Meselenin bütününü tarihçilere bırakalım ama küçük ve mühim bir olayı da gözden kaçırmayalım.
***
Padişah Vahdeddin’in Atatürk’e Hediye Ettiği Saat
Atatürk’ün Veliaht Vahdeddin ile Almanya ziyareti sebebiyle ve seyahatten sadece iki gün önce tanıştığını herkes bilir. Gerek bu seyahat sırasında gerek yurda döndükten sonra, gerekse de Samsun’a çıkıncaya kadar neredeyse on kez ru be ru görüştüklerini de…
Fakat yapılan en son görüşmenin zamanının ve sebebinin ehemmiyeti ve Padişah’ın Mustafa Kemal Paşa’ya “hediye ettiği saat” son derece calib-i dikkattir.
Malumunuz o son görüşme Atatürk’ün Samsun’a çıkma görevinin verildiği buluşmadır. Ve Kaynaklar ikisi arasındaki sırların en önemlisinin vukuu bulduğunu göstermektedir.
Padişahın, “Paşa, Paşa Vatanı ve Milleti kurtarabilirsiniz!...” diye söze başladığı ve sonunda da isminin insiyallerinin işlendiği altın bir saati hediye etmesiyle bitirdiği o son görüşme… (1)

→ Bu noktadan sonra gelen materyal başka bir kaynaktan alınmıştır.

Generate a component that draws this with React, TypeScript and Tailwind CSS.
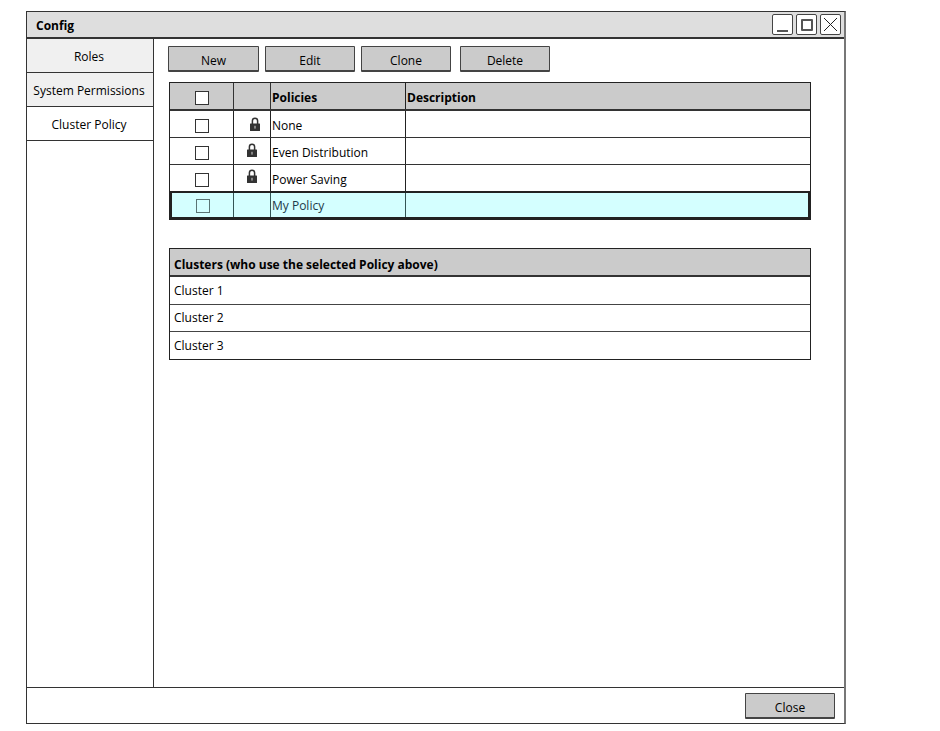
const font = 'font-["Open_Sans","Liberation_Sans",sans-serif]';

function Btn({ label, className = 'w-[91px]' }: { label: string; className?: string }) {
  return (
    <button className={`flex h-[26px] items-center justify-center rounded-[1px] border border-[#444] border-b-2 bg-[#cbcbcb] pt-[5px] text-[12px] text-black ${className}`}>
      {label}
    </button>
  );
}

function Check({ tint = false }: { tint?: boolean }) {
  return <span className={`block h-[14px] w-[14px] border ${tint ? 'border-[#5a7474] bg-[#d4ffff]' : 'border-[#333] bg-white'}`} />;
}

function LockIcon() {
  return (
    <svg width="10" height="14" viewBox="0 0 10 14" className="block">
      <path d="M2.4 7V3.8a2.6 2.6 0 0 1 5.2 0V7" fill="none" stroke="#333" strokeWidth="1.5" />
      <rect x="0" y="6.5" width="10" height="7.5" rx="0.5" fill="#333" />
      <rect x="4.2" y="8.8" width="1.6" height="2.8" fill="#999" />
    </svg>
  );
}

const policies = [
  { name: 'None', iconClass: 'ml-[5px]' },
  { name: 'Even Distribution', iconClass: '-mt-[2px]' },
  { name: 'Power Saving', iconClass: '-mt-[4px]' },
];

function WinButton({ children }: { children: React.ReactNode }) {
  return (
    <span className="flex h-[21px] w-[21px] items-center justify-center rounded-[2px] border border-[#444] bg-white">
      {children}
    </span>
  );
}

export default function App() {
  return (
    <div className={`h-[731px] w-[940px] bg-white pl-[26px] pt-[11px] ${font}`}>
      <div className="flex h-[713px] w-[820px] flex-col border border-[#333] border-r-2 border-r-[#777]">
        <div className="flex h-[27px] shrink-0 items-center justify-between border-b-2 border-[#333] bg-[#dedede] pl-[9px] pr-[3px]">
          <span className="pt-[2px] text-[12px] font-bold text-black">Config</span>
          <div className="flex gap-[3px]">
            <WinButton>
              <span className="mt-[12px] block h-[2px] w-[11px] bg-[#555]" />
            </WinButton>
            <WinButton>
              <span className="block h-[12px] w-[12px] rounded-[1px] border-2 border-[#555]" />
            </WinButton>
            <WinButton>
              <svg width="15" height="15" viewBox="0 0 15 15">
                <path d="M1 1l13 13M14 1L1 14" stroke="#222" strokeWidth="1" />
              </svg>
            </WinButton>
          </div>
        </div>

        <div className="flex min-h-0 flex-1">
          <div className="w-[127px] shrink-0 border-r border-[#333] text-[12px] text-black">
            <div className="flex h-[34px] items-center justify-center border-b border-[#333] bg-[#f0f0f0] pr-[2px] pt-[3px]">Roles</div>
            <div className="flex h-[34px] items-center justify-center border-b border-[#333] bg-[#f0f0f0] pr-[2px] pt-[3px]">System Permissions</div>
            <div className="flex h-[34px] items-center justify-center border-b border-[#333] bg-white pr-[2px] pt-[3px]">Cluster Policy</div>
          </div>

          <div className="flex-1 pl-[14px] pt-[7px]">
            <div className="flex">
              <Btn label="New" />
              <Btn label="Edit" className="ml-[6px] w-[90px]" />
              <Btn label="Clone" className="ml-[6px] w-[90px]" />
              <Btn label="Delete" className="ml-[9px] w-[90px]" />
            </div>

            <div className="ml-[1px] mt-[10px] w-[642px] border border-[#222] text-[12px] text-black">
              <div className="grid h-[28px] grid-cols-[64px_37px_135px_1fr] border-b-2 border-[#333] bg-[#cbcbcb] font-bold">
                <div className="flex items-center justify-center border-r border-[#333] pt-[4px]"><Check /></div>
                <div className="border-r border-[#333]" />
                <div className="flex items-center border-r border-[#222] pl-[1px] pt-[4px]">Policies</div>
                <div className="flex items-center pl-[1px] pt-[4px]">Description</div>
              </div>
              {policies.map((p) => (
                <div key={p.name} className="grid h-[27px] grid-cols-[64px_37px_135px_1fr] border-b border-[#333]">
                  <div className="flex items-center justify-center border-r border-[#222] pt-[3px]"><Check /></div>
                  <div className="flex items-center justify-center border-r border-[#222]">
                    <span className={p.iconClass}><LockIcon /></span>
                  </div>
                  <div className="flex items-center border-r border-[#222] pl-[1px] pt-[4px]">{p.name}</div>
                  <div />
                </div>
              ))}
              <div className="-mt-[1px] grid h-[28px] grid-cols-[62px_37px_135px_1fr] border-2 border-[#222] bg-[#d4ffff] text-[#1c3a4a]">
                <div className="flex items-center justify-center border-r border-[#355] pt-[2px]"><Check tint /></div>
                <div className="border-r border-[#355]" />
                <div className="flex items-center border-r border-[#355] pl-[1px] pt-[2px]">My Policy</div>
                <div />
              </div>
            </div>

            <div className="ml-[1px] mt-[28px] w-[642px] border border-[#222] text-[12px] text-black">
              <div className="flex h-[28px] items-center border-b-2 border-[#333] bg-[#cbcbcb] pl-[4px] pt-[5px] font-bold">
                Clusters (who use the selected Policy above)
              </div>
              <div className="flex h-[28px] items-center border-b border-[#444] pl-[4px]">Cluster 1</div>
              <div className="flex h-[27px] items-center border-b border-[#444] pl-[4px]">Cluster 2</div>
              <div className="flex h-[27px] items-center pl-[4px]">Cluster 3</div>
            </div>
          </div>
        </div>

        <div className="flex h-[36px] shrink-0 items-center justify-end border-t border-[#333] pr-[9px]">
          <Btn label="Close" className="w-[90px]" />
        </div>
      </div>
    </div>
  );
}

Evet, Son Padişah Vahideddin, Atatürk’e 14 Mayıs 1919 Günü yaptıkları son görüşmede bir saat hediye etmiş ve ondan sonra da hiçbir şey eskisi gibi olmamış ve “O SAAT” ten sonra Kurtuluş Savaşımız Fiilen Başlamıştır! Demek ki tarihin gördüğü en büyük ve en asil istiklal Savaşının başlama saati o zaman gelmiştir!… (2)
Atamızın Son Padişah hakkındaki görüşleri kesindir. Fakat aralarında açıklayamayacağı bazı sırların olduğunu da bizzat kendisi Erzurum Kongresinde ifade etmiştir.(3) Mesele tarihçilere caridir. Bizden bu kadar…
***
İşte bir başka Saat Hediyesi…
Türk Siyasi Hayatında yaptığı her konuşmanın, başlattığı her harekâtın daha doğrusu attığı her adımın bir manası olan MHP Lideri Sayın Devlet Bahçeli Beyefendi de partisinin tüm il başkanlarına bu yılın başında “köstekli bir cep saati hediye etti”.
Üstelik saat kendi tasarımıydı!...
Eminim ki Sayın Bahçeli bu saati boşa göndermedi, hediye olarak da saati boşuna seçmedi… Belki de Sayın Bahçeli o saatle şunları söyledi;
“Varlık, dirlik ve beka mücadelesindeyiz. Şimdi taarruz saati geldi… Yol uzun, mücadele zorlu fakat zafer yakın!”
Öyleyse, Haydi Bismillah!
Dipnotlar:
1-2) Falih Rıfkı Atay, Atatürk’ün Bana Anlattıkları. Hisar Matbaası 1955 Sayfa 26 ve devamı…
3) Erzurum Kongresi Tutanakları Arşiv-Tam Metinler 1992 Yılında Açılmıştır. Bakılabilir.